Headquarters: Sacramento, California

Business Type: Cannabis retailer

A GoFundMe campaign that raised more than $3,000 to provide sanitation stations to Sacramento’s homeless population started an initiative that’s now ensuring some of the city’s most densely populated homeless encampments have access to preventative hygiene in the wake of the COVID-19 health crisis.

Caity Maple, an advocate for the homeless and vice president of government affairs and compliance for Perfect Union, started the campaign, which raised the funds in only a few days. Perfect Union then matched donations, and Maple collaborated with the Sacramento chapter of the National Union of the Homeless to locate 30 sanitation stations in five or six areas with high levels of homelessness.

“From the inception of our company, we’ve offered free services to guests,” said Julie Hagans, Perfect Union’s director of retail experience. “This was an extension of our philosophy.”
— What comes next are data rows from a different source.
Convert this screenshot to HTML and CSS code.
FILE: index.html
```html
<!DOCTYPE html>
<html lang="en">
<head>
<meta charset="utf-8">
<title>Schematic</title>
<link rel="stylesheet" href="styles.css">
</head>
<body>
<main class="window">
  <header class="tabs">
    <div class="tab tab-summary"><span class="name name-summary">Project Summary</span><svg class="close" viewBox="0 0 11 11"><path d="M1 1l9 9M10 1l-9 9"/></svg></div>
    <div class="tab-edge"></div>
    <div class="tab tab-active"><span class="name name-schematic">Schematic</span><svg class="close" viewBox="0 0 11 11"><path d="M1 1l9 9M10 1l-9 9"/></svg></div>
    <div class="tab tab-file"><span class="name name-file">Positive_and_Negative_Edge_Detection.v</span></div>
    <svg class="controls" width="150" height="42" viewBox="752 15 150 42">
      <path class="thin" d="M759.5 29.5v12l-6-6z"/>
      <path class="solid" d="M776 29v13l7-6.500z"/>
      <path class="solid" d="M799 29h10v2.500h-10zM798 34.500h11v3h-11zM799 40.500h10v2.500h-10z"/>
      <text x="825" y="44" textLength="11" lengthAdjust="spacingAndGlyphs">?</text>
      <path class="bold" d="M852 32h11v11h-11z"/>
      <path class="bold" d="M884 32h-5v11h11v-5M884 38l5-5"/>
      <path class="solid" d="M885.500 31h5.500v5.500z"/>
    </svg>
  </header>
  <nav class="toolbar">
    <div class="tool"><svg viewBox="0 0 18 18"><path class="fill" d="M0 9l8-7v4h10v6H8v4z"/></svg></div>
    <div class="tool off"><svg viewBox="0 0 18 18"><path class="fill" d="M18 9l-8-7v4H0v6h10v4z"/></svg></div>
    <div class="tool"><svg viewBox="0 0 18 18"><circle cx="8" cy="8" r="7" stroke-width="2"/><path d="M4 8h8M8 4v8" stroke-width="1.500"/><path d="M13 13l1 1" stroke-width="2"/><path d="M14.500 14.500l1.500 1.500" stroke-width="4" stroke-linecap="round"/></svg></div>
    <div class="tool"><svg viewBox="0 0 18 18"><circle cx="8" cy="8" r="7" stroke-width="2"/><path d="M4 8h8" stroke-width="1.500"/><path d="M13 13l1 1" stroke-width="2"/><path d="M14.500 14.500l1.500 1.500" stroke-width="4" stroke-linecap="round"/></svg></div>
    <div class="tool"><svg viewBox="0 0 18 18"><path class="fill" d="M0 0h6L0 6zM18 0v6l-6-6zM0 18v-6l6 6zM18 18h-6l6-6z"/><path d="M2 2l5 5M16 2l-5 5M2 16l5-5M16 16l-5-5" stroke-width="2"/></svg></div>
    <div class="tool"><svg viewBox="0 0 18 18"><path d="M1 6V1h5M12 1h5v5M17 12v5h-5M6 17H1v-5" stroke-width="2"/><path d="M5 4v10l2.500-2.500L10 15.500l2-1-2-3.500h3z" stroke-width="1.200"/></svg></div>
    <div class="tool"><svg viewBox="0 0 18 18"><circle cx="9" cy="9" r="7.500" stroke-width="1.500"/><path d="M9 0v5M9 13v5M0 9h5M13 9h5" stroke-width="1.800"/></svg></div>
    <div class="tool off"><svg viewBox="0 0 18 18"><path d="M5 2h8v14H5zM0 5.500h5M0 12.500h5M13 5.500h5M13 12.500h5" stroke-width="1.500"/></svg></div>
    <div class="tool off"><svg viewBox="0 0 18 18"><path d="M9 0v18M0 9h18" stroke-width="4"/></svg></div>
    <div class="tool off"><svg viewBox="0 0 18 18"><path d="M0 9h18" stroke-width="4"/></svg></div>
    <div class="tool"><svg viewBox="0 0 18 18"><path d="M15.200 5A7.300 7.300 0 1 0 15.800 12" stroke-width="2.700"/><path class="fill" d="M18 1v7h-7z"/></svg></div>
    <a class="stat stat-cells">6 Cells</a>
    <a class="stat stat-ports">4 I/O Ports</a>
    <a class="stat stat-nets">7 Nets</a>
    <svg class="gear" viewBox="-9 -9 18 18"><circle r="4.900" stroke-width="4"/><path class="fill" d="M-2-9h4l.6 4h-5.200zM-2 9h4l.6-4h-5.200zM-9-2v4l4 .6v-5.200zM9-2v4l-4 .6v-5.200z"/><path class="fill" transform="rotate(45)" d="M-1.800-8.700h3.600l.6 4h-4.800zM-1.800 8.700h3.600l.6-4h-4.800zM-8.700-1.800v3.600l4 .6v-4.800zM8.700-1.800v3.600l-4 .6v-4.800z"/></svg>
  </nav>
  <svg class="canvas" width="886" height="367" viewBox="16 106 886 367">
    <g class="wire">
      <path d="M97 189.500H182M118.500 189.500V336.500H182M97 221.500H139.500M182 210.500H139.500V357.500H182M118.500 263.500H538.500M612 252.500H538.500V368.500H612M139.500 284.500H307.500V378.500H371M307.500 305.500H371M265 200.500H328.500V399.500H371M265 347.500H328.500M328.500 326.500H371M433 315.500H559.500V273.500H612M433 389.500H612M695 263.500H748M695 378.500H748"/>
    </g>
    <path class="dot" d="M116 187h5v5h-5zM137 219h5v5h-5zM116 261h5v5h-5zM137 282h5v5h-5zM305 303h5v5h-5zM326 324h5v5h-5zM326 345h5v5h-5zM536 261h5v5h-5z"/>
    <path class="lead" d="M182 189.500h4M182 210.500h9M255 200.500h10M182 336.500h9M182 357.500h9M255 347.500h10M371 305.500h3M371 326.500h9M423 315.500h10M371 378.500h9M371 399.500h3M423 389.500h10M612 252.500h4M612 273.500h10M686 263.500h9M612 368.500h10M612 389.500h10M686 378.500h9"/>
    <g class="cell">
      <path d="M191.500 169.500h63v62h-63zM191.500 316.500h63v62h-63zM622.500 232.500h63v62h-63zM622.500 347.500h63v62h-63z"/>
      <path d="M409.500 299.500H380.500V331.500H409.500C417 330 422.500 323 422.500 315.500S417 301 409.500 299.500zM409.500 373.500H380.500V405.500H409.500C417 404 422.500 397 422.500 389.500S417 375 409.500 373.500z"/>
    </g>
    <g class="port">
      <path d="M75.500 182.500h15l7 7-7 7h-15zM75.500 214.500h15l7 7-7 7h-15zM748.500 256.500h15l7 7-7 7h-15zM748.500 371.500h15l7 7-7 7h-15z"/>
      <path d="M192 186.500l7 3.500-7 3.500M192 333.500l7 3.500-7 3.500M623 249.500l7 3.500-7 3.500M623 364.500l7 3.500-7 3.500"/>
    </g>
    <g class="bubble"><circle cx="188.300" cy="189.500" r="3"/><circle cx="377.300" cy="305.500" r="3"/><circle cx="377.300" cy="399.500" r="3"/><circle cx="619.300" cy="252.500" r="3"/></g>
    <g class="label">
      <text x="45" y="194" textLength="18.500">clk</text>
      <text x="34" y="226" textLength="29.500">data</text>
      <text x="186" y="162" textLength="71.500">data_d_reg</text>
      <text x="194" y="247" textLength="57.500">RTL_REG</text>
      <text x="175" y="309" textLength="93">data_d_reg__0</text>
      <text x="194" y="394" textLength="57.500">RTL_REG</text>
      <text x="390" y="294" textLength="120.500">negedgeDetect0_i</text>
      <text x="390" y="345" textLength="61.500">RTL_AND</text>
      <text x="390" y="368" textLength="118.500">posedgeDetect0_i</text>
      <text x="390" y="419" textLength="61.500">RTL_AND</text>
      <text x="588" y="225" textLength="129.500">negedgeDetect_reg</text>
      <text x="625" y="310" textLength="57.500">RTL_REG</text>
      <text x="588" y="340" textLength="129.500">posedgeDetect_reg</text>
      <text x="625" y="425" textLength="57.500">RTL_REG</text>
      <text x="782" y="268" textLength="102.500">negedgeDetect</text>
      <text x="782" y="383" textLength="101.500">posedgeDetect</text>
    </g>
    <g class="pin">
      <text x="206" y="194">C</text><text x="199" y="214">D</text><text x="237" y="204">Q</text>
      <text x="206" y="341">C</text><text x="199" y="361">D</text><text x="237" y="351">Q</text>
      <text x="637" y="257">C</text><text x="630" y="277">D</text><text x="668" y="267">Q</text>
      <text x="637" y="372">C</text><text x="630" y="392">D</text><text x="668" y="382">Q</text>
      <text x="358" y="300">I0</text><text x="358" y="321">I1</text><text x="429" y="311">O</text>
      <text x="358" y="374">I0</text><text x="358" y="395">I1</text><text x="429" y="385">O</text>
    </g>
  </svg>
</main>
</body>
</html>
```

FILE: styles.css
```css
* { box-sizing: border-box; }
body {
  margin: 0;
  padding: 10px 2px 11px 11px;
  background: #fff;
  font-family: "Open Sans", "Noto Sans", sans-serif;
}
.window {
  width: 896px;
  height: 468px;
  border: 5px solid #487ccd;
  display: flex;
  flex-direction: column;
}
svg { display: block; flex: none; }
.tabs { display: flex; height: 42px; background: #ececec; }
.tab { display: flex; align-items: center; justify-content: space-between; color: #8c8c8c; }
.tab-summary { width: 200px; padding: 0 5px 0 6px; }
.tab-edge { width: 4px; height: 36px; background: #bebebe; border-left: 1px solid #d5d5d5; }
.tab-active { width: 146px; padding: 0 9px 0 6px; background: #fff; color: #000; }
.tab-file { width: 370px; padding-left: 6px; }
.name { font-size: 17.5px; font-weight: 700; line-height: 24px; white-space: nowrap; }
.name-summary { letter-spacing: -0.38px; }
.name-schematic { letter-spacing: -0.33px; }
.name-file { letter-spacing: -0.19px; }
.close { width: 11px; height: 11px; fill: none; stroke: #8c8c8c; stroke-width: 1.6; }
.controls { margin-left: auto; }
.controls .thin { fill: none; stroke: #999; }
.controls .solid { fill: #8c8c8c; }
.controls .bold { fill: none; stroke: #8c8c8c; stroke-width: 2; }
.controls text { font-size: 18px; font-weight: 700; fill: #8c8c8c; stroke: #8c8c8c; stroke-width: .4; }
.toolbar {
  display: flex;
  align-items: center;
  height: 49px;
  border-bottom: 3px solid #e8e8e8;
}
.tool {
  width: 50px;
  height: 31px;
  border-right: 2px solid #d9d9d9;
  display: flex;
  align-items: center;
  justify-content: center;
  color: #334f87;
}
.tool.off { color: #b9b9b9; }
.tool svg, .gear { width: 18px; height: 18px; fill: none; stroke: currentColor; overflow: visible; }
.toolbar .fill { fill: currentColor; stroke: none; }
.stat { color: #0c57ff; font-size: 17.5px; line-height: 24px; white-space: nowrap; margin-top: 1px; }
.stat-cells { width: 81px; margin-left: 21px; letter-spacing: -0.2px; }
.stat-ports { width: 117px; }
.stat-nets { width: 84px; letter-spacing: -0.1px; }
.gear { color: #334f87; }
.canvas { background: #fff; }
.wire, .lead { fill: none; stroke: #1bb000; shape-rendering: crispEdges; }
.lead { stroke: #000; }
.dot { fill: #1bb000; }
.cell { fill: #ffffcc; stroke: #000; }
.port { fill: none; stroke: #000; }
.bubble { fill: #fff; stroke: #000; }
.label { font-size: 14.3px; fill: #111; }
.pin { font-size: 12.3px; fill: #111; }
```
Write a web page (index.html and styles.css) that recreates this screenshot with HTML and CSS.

In terms of benefits to Perfect Union’s own bottom line, Hagans said the opportunity to partner with the city builds trust that might later prove beneficial. Receiving positive press also might boost business, she said, because it helps reduce the stigma associated with cannabis and could influence people who wouldn’t otherwise visit a dispensary to do so. “And maybe,” she said, when they do, “they’ll remember Perfect Union.”